What is a Closed-End Indenture
A closed-end indenture is a term in a bond contract that guarantees that the collateral used to back the bond issue cannot be used again to support another bond issue. A closed-end indenture makes the bond, an already low-risk investment, even less risky for the investor. The type of indenture of a bond affects risk. Invoking the indenture happens if the issuer defaults on the bond. Therefore, this term is more important the less stable an issuer is.
In contrast, an open-end indenture is one in which single collateral can back more than one bond.
BREAKING DOWN Closed-End Indenture
A closed-end indenture is one small but crucial detail regarding a bond that affects the risks to the bond for both issuer and investor. All bonds have contracts, called indentures, outlining the terms of the bond. Indentures are legally binding and unconditional, and the penalty for breaking them is severe.
The yield-to-maturity rate is not listed in the conditions of the bond because it is assumed to be the prevailing market interest rate at the time of issue. Terms contained in the indenture include:
- The face value is the nominal, or dollar value, of security stated by the issuer. For bonds, it is the amount paid to the holder at maturity, generally $1,000. It is also known as "par value" or simply par.
- An interest rate or coupon rate is the yield paid by a which is just the annual coupon payments paid by the issuer relative to the bond's face or par value.
- Dates of interest payment is a component of the total loan contract. It represents the dollar amount required to pay the interest cost of the loan for the payment period.
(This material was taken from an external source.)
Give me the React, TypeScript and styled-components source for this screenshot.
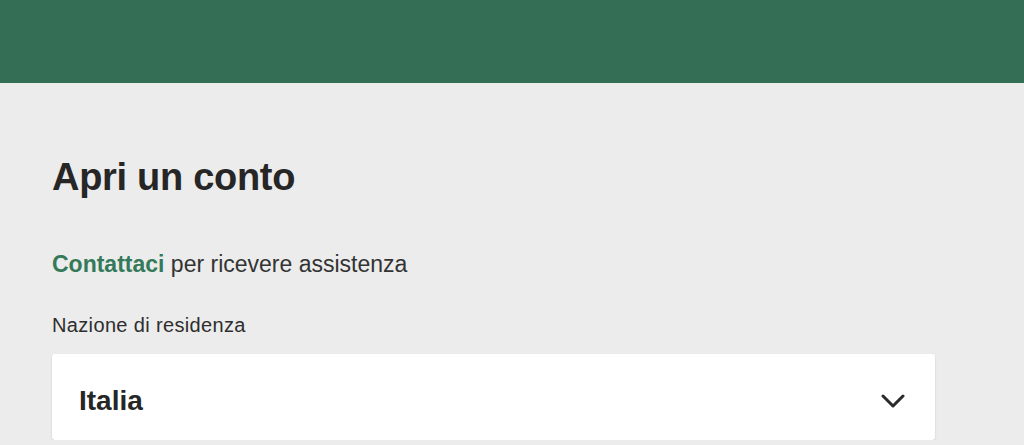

- The maturity date is the day the borrower is required to repay the full amount of the outstanding principal plus any applicable interest to the lender. Nonpayment at maturity may constitute a default.
- The name of the bond trustee who administers the bond is a financial institution with trust powers, such as a commercial bank or trust company, that is given fiduciary powers by a bond issuer to enforce the terms of a bond indenture.
- Bond redemption and early redemption terms include the return of an investor's principal in fixed-income security.
- Collateral is property or other assets which a borrower offers as a way for a lender to secure the loan. If the borrower stops making the promised loan payments, the lender can seize the collateral to recoup its losses. Collateral is either an open-end indenture or a closed-end indenture.
Closed-End Indenture and Stability of the Bond Issuer
Closed-end or open-end indentures are only invoked if the bond issuer defaults, which means that indenture is crucial in a situation of financial instability for the bond issuer. If the bond issuer defaults, a closed-end indenture ensures the bondholders will have the only claims on the collateral, making their bonds the most senior security. The fewer claims that exist on the collateral, the more safety a bondholder has.
An open-end indenture bond could have any number of bonds with the same collateral used to back up the security, so in the event of a default, an investor might have no possibility to claim that collateral if another investor has a senior claim on the collateral.
A less stable bond issuer has more incentive to include an open-end indenture term in the bond offering. An issuer who id stable has more confidence that they will not default and can therefore add a closed-end indenture in the bond's terms. Indenture can be used by an investor, along with interest rate and time to maturity, to assess risk and make a decision about investing in a specific bond issue.